How many other Canadians have died because of Liberal cutbacks to our health care system? In the city of Pembroke in my riding residents are denied basic health care that is taken for granted in other areas, such as MRIs, because of the Liberal cutbacks to health care.
The government's response is that it had to balance the budget, yet it can find almost a billion dollars to harass duck hunters and hundreds of millions of dollars for ad campaigns, but there is no money for health care.
On July 6, 2001, a coroner's jury clearly placed the blame for the drowning deaths of two Bruce Township Central Public School students near Tobermory, Ontario, on federal government cutbacks. Of the 61 recommendations made by the coroner's jury, forty-four were directed to Transport Canada, three to Parks Canada and one each to Environment Canada and the Transportation Safety Board. In the words of the local superintendent of education, “Over forty recommendations were directed at Transport Canada. The poor regulatory process of the Federal Government was likely the reason the boat sank”.
What has happened? The cutbacks continue. There is no accountability in the system.

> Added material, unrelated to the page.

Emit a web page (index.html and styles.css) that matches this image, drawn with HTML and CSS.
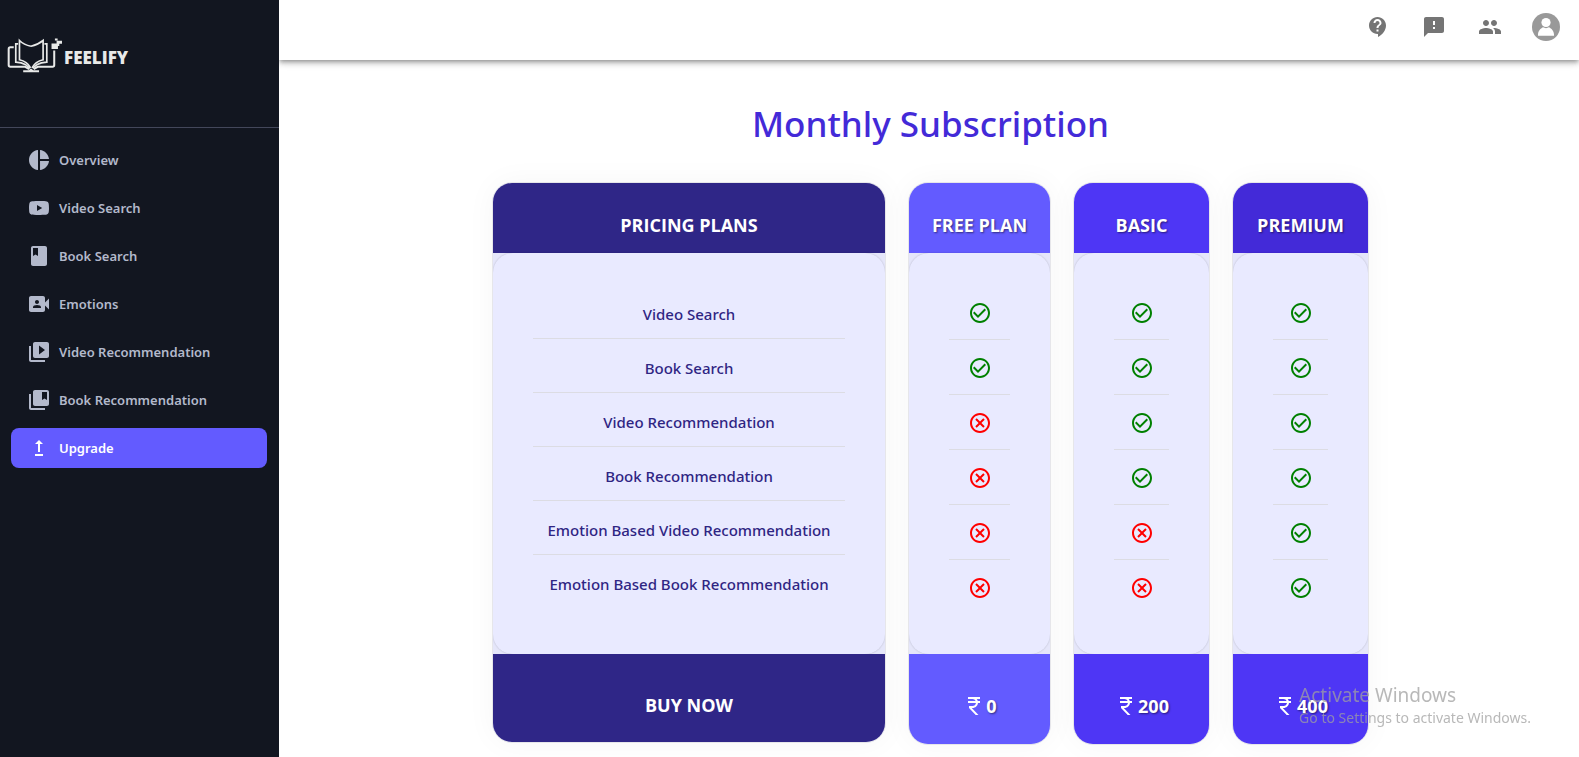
FILE: index.html
```html
<!DOCTYPE html>
<html lang="en">
<head>
<meta charset="utf-8">
<meta name="viewport" content="width=device-width, initial-scale=1">
<title>Feelify - Upgrade</title>
<link rel="stylesheet" href="styles.css">
</head>
<body>
<svg class="sprite" aria-hidden="true">
  <symbol id="check" viewBox="0 0 24 24"><path d="M16.59 7.58 10 14.17l-3.59-3.58L5 12l5 5 8-8zM12 2C6.48 2 2 6.48 2 12s4.48 10 10 10 10-4.48 10-10S17.52 2 12 2m0 18c-4.42 0-8-3.58-8-8s3.58-8 8-8 8 3.58 8 8-3.58 8-8 8"/></symbol>
  <symbol id="cross" viewBox="0 0 24 24"><path d="M15.3 7.3L12 10.6 8.700 7.300 7.300 8.700 10.600 12 7.300 15.300 8.700 16.700 12 13.400 15.300 16.700 16.700 15.300 13.400 12 16.700 8.700zM12 2C6.470 2 2 6.470 2 12s4.470 10 10 10 10-4.470 10-10S17.530 2 12 2zm0 18c-4.410 0-8-3.590-8-8s3.590-8 8-8 8 3.590 8 8-3.590 8-8 8z"/></symbol>
  <symbol id="rupee" viewBox="0 0 24 24"><path d="M13.66 7c-.56-1.18-1.76-2-3.16-2H6V3h12v2h-3.26c.48.58.84 1.26 1.05 2H18v2h-2.02c-.25 2.8-2.61 5-5.48 5h-.73l6.73 7h-2.77L7 14v-2h3.5c1.76 0 3.22-1.3 3.46-3H6V7h7.66z"/></symbol>
</svg>
<div class="app">
  <aside class="sidebar">
    <a class="brand" href="#">
      <svg class="brand-mark" viewBox="22 52 166 106" aria-hidden="true">
        <g fill="none" stroke="#e8e9e8" stroke-width="6">
          <path d="M42 82H32q-5 0-5 5v48q0 5 5 5h44l12 7"/>
          <path d="M162 92v43q0 5-5 5h-44l-12 7"/>
        </g>
        <g fill="none" stroke="#e8e9e8" stroke-width="5">
          <path d="M55 72h-7v54q18 1 28 7l14 11"/>
          <path d="M133 72h7v54q-18 1-28 7l-14 11"/>
          <path d="M93 79C82 77 68 71 59 62v57c14 3 26 11 33 24"/>
          <path d="M93 79c11-2 25-8 36-17v57c-14 3-26 11-33 24"/>
        </g>
        <g fill="#e8e9e8">
          <path d="M70 150h16l7-5 7 5h17v6H70z"/>
          <path d="M154 71h15v-8h16v9h-8v6h-4v9h-19zM164 56h8v6h-8z"/>
        </g>
      </svg>
      <span class="brand-name">FEELIFY</span>
    </a>
    <nav class="nav">
      <a class="nav-item" href="#"><svg class="icon" viewBox="0 0 24 24"><path d="M11 2v20c-5.07-.5-9-4.79-9-10s3.93-9.5 9-10zm2.03 0v8.99H22c-.47-4.74-4.24-8.52-8.97-8.99zm0 11.01V22c4.74-.47 8.5-4.25 8.97-8.99h-8.97z"/></svg>Overview</a>
      <a class="nav-item" href="#"><svg class="icon" viewBox="0 0 24 24"><path d="M10 15l5.19-3L10 9v6m11.56-7.83c.13.47.22 1.1.28 1.9.07.8.1 1.49.1 2.09L22 12c0 2.19-.16 3.8-.44 4.83-.25.9-.83 1.48-1.73 1.73-.47.13-1.33.22-2.65.28-1.3.07-2.49.1-3.59.1L12 19c-4.19 0-6.8-.16-7.83-.44-.9-.25-1.48-.83-1.73-1.73-.13-.47-.22-1.1-.28-1.9-.07-.8-.1-1.49-.1-2.09L2 12c0-2.19.16-3.8.44-4.83.25-.9.83-1.48 1.73-1.73.47-.13 1.33-.22 2.65-.28 1.3-.07 2.49-.1 3.59-.1L12 5c4.19 0 6.8.16 7.83.44.9.25 1.48.83 1.73 1.73z"/></svg>Video Search</a>
      <a class="nav-item" href="#"><svg class="icon" viewBox="0 0 24 24"><path d="M18 2H6c-1.1 0-2 .9-2 2v16c0 1.1.9 2 2 2h12c1.1 0 2-.9 2-2V4c0-1.1-.9-2-2-2zM6 4h5v8l-2.5-1.5L6 12V4z"/></svg>Book Search</a>
      <a class="nav-item" href="#"><svg class="icon" viewBox="0 0 24 24"><path d="M18 10.48V6c0-1.1-.9-2-2-2H4c-1.1 0-2 .9-2 2v12c0 1.1.9 2 2 2h12c1.1 0 2-.9 2-2v-4.48l4 3.98v-11l-4 3.98zM10 8c1.1 0 2 .9 2 2s-.9 2-2 2-2-.9-2-2 .9-2 2-2zm4 8H6v-.57c0-.81.48-1.53 1.22-1.85.85-.37 1.79-.58 2.78-.58.99 0 1.93.21 2.78.58.74.32 1.22 1.04 1.22 1.85V16z"/></svg>Emotions</a>
      <a class="nav-item" href="#"><svg class="icon" viewBox="0 0 24 24"><path d="M4 6H2v14c0 1.1.9 2 2 2h14v-2H4V6zm16-4H8c-1.1 0-2 .9-2 2v12c0 1.1.9 2 2 2h12c1.1 0 2-.9 2-2V4c0-1.1-.9-2-2-2zm-8 12.5v-9l6 4.5-6 4.5z"/></svg>Video Recommendation</a>
      <a class="nav-item" href="#"><svg class="icon" viewBox="0 0 24 24"><path d="M4 6H2v14c0 1.1.9 2 2 2h14v-2H4V6zm16-4H8c-1.1 0-2 .9-2 2v12c0 1.1.9 2 2 2h12c1.1 0 2-.9 2-2V4c0-1.1-.9-2-2-2zm0 10l-2.5-1.5L15 12V4h5v8z"/></svg>Book Recommendation</a>
      <a class="nav-item nav-item-active" href="#" aria-current="page"><svg class="icon" viewBox="0 0 24 24"><path d="M16 18v2H8v-2h8zM11 7.99V16h2V7.99h3L12 4 8 7.99h3z"/></svg>Upgrade</a>
    </nav>
  </aside>
  <div class="page">
    <header class="topbar">
      <div class="topbar-links">
        <button class="icon-button" type="button" aria-label="Support"><svg class="icon" viewBox="0 0 24 24"><path d="M11.5 2C6.81 2 3 5.81 3 10.5S6.81 19 11.5 19h.5v3c4.86-2.34 8-7 8-11.5C20 5.81 16.19 2 11.5 2zm1 14.5h-2v-2h2v2zm0-3.5h-2c0-3.25 3-3 3-5 0-1.1-.9-2-2-2s-2 .9-2 2h-2c0-2.21 1.79-4 4-4s4 1.79 4 4c0 2.5-3 2.75-3 5z"/></svg></button>
        <button class="icon-button" type="button" aria-label="Feedback"><svg class="icon" viewBox="0 0 24 24"><path d="M20 2H4c-1.1 0-1.99.9-1.99 2L2 22l4-4h14c1.1 0 2-.9 2-2V4c0-1.1-.9-2-2-2zm-7 12h-2v-2h2v2zm0-4h-2V6h2v4z"/></svg></button>
        <button class="icon-button" type="button" aria-label="People"><svg class="icon" viewBox="0 0 24 24"><path d="M16 11c1.66 0 2.99-1.34 2.99-3S17.66 5 16 5c-1.66 0-3 1.34-3 3s1.34 3 3 3zm-8 0c1.66 0 2.99-1.34 2.99-3S9.66 5 8 5C6.34 5 5 6.34 5 8s1.34 3 3 3zm0 2c-2.33 0-7 1.17-7 3.5V19h14v-2.5c0-2.33-4.67-3.5-7-3.5zm8 0c-.29 0-.62.02-.97.05 1.16.84 1.97 1.97 1.97 3.45V19h6v-2.5c0-2.33-4.67-3.5-7-3.5z"/></svg></button>
      </div>
      <button class="icon-button" type="button" aria-label="Account"><svg class="avatar" viewBox="0 0 28 28"><circle cx="14" cy="14" r="14" fill="#999"/><circle cx="14" cy="9.500" r="4.600" fill="#fff"/><path d="M6 22.700v-1.200c0-3.600 2.600-6 5-7.200 1.900 1.100 4.100 1.100 6 0 2.400 1.200 5 3.600 5 7.200v1.200z" fill="#fff"/></svg></button>
    </header>
    <main class="content">
      <h1 class="title">Monthly Subscription</h1>
      <div class="plans">
        <section class="plan plan-labels">
          <h2 class="plan-head">PRICING PLANS</h2>
          <ul class="plan-body">
            <li>Video Search</li>
            <li>Book Search</li>
            <li>Video Recommendation</li>
            <li>Book Recommendation</li>
            <li>Emotion Based Video Recommendation</li>
            <li>Emotion Based Book Recommendation</li>
          </ul>
          <div class="plan-foot">BUY NOW</div>
        </section>
        <section class="plan plan-free">
          <h2 class="plan-head">FREE PLAN</h2>
          <ul class="plan-body">
            <li><svg class="icon yes" role="img" aria-label="Included"><use href="#check"/></svg></li>
            <li><svg class="icon yes" role="img" aria-label="Included"><use href="#check"/></svg></li>
            <li><svg class="icon no" role="img" aria-label="Not included"><use href="#cross"/></svg></li>
            <li><svg class="icon no" role="img" aria-label="Not included"><use href="#cross"/></svg></li>
            <li><svg class="icon no" role="img" aria-label="Not included"><use href="#cross"/></svg></li>
            <li><svg class="icon no" role="img" aria-label="Not included"><use href="#cross"/></svg></li>
          </ul>
          <button class="plan-foot" type="button"><svg class="icon" aria-hidden="true"><use href="#rupee"/></svg>0</button>
        </section>
        <section class="plan plan-basic">
          <h2 class="plan-head">BASIC</h2>
          <ul class="plan-body">
            <li><svg class="icon yes" role="img" aria-label="Included"><use href="#check"/></svg></li>
            <li><svg class="icon yes" role="img" aria-label="Included"><use href="#check"/></svg></li>
            <li><svg class="icon yes" role="img" aria-label="Included"><use href="#check"/></svg></li>
            <li><svg class="icon yes" role="img" aria-label="Included"><use href="#check"/></svg></li>
            <li><svg class="icon no" role="img" aria-label="Not included"><use href="#cross"/></svg></li>
            <li><svg class="icon no" role="img" aria-label="Not included"><use href="#cross"/></svg></li>
          </ul>
          <button class="plan-foot" type="button"><svg class="icon" aria-hidden="true"><use href="#rupee"/></svg>200</button>
        </section>
        <section class="plan plan-premium">
          <h2 class="plan-head">PREMIUM</h2>
          <ul class="plan-body">
            <li><svg class="icon yes" role="img" aria-label="Included"><use href="#check"/></svg></li>
            <li><svg class="icon yes" role="img" aria-label="Included"><use href="#check"/></svg></li>
            <li><svg class="icon yes" role="img" aria-label="Included"><use href="#check"/></svg></li>
            <li><svg class="icon yes" role="img" aria-label="Included"><use href="#check"/></svg></li>
            <li><svg class="icon yes" role="img" aria-label="Included"><use href="#check"/></svg></li>
            <li><svg class="icon yes" role="img" aria-label="Included"><use href="#check"/></svg></li>
          </ul>
          <button class="plan-foot" type="button"><svg class="icon" aria-hidden="true"><use href="#rupee"/></svg>400</button>
        </section>
      </div>
    </main>
  </div>
</div>
<div class="watermark">
  <div class="watermark-title">Activate Windows</div>
  <div>Go to Settings to activate Windows.</div>
</div>
</body>
</html>
```
FILE: styles.css
```css
* { box-sizing: border-box; }

body {
  margin: 0;
  background: #fff;
  font-family: "Noto Sans", "Open Sans", sans-serif;
}

.sprite { display: none; }

.icon {
  display: block;
  flex: none;
  width: 24px;
  height: 24px;
  fill: currentColor;
}

.app {
  display: flex;
  min-height: 100vh;
}

/* Sidebar */
.sidebar {
  flex: none;
  width: 279px;
  background: #121620;
}

.brand {
  display: flex;
  align-items: center;
  gap: 1px;
  height: 128px;
  padding: 0 7px 18px;
  border-bottom: 1px solid #43475a;
  color: #e8e9e8;
  text-decoration: none;
}

.brand-mark {
  width: 56px;
  height: 36px;
}

.brand-name {
  padding-top: 6px;
  font-family: "Open Sans", "Noto Sans", sans-serif;
  font-size: 17px;
  font-weight: 800;
  line-height: 24px;
}

.nav {
  display: flex;
  flex-direction: column;
  gap: 8px;
  padding: 12px 12px 12px 11px;
}

.nav-item {
  display: flex;
  align-items: center;
  gap: 8px;
  height: 40px;
  padding: 0 16px;
  border-radius: 8px;
  color: #b3b9cb;
  font-size: 13px;
  font-weight: 600;
  text-decoration: none;
}

.nav-item-active {
  background: #635bff;
  color: #fff;
}

/* Top bar */
.page {
  flex: 1;
  min-width: 0;
}

.topbar {
  display: flex;
  align-items: center;
  justify-content: flex-end;
  gap: 30px;
  height: 60px;
  padding: 0 19px 6px;
  box-shadow: 0 2px 4px -1px rgba(0, 0, 0, 0.3), 0 4px 5px rgba(0, 0, 0, 0.14), 0 1px 10px rgba(0, 0, 0, 0.12);
  clip-path: inset(0 0 -20px 0);
}

.topbar-links {
  display: flex;
  gap: 32px;
}

.icon-button {
  padding: 0;
  border: 0;
  background: none;
  color: #757575;
}

.avatar {
  display: block;
  width: 28px;
  height: 28px;
}

/* Pricing */
.content {
  padding: 36px 16px 12px 19px;
}

.title {
  margin: 0 0 30px;
  color: #432ad8;
  font-size: 35px;
  font-weight: 500;
  line-height: 56px;
  text-align: center;
}

.plans {
  display: grid;
  grid-template-columns: minmax(0, 394px) 143px 137px 137px;
  justify-content: center;
  align-items: start;
  column-gap: 22px;
}

.plan {
  overflow: hidden;
  border: 1px solid #e6e6ea;
  border-radius: 20px;
  background: #e5e6fa;
  box-shadow: 0 0 30px rgba(0, 0, 0, 0.04);
  color: #fff;
  text-align: center;
}

.plan-head,
.plan-foot {
  font-family: "Open Sans", "Noto Sans", sans-serif;
  font-size: 18px;
  font-weight: 700;
  line-height: 24px;
}

.plan-head {
  margin: 0;
  padding: 30px 0 16px;
  background: var(--head);
  white-space: nowrap;
}

.plan-body {
  min-height: 401px;
  margin: 0;
  padding: 32px 40px;
  border-radius: 20px;
  background: #e9eaff;
  box-shadow: 0 0 2px rgba(0, 0, 0, 0.2);
  list-style: none;
}

.plan-body li {
  display: flex;
  justify-content: center;
  padding: 16px 0 14px;
  border-bottom: 1px solid #dcdce3;
}

.plan-body li:last-child { border-bottom: 0; }

.plan-labels li {
  padding: 17px 0 12px;
  color: #2f2583;
  font-size: 15px;
  font-weight: 500;
  line-height: 24px;
  white-space: nowrap;
}

.plan-foot {
  display: flex;
  align-items: center;
  justify-content: center;
  width: 100%;
  height: 90px;
  padding: 13px 0 0;
  border: 0;
  background: var(--foot);
  color: #fff;
  text-shadow: inherit;
}

.plan-labels .plan-foot { height: 88px; }

.plan-free,
.plan-basic,
.plan-premium { text-shadow: 1px 1px 2px rgba(0, 0, 0, 0.5); }

.plan-labels { --head: #2f2687; --foot: #2f2687; }
.plan-free { --head: #635bff; --foot: #635bff; }
.plan-basic { --head: #4e36f5; --foot: #4e36f5; }
.plan-premium { --head: #432ad8; --foot: #4e36f5; }

.yes { color: #008000; }
.no { color: #f00; }

/* System notice that floats over the page */
.watermark {
  position: fixed;
  right: 48px;
  bottom: 29px;
  color: rgba(160, 160, 160, 0.75);
  font-size: 14px;
  line-height: 20px;
  pointer-events: none;
}

.watermark-title {
  font-size: 19px;
  line-height: 26px;
}
```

The federal Minister of Transport should have resigned and taken responsibility for the needless deaths of these children. Instead the Prime Minister is proud that no minister has resigned. I call the need to resign accountability in our parliamentary democracy. Failure to respect that is corruption of our political institution.
It is clear that the sequel to On the Take , crime, corruption and greed in the Prime Minister's years, is now being written. The Prime Minister has said that once there was honour in his party. He has the opportunity to leave a positive legacy. No one wants to be remembered for corruption and greed. He has an option, Sir. He can continue the old ways or he can be remembered as a statesman. The choice is his. Ethical behaviour is important to the Canadian people. He will be judged by his actions, not by the empty words of communication of the propaganda committee. The choice is clear.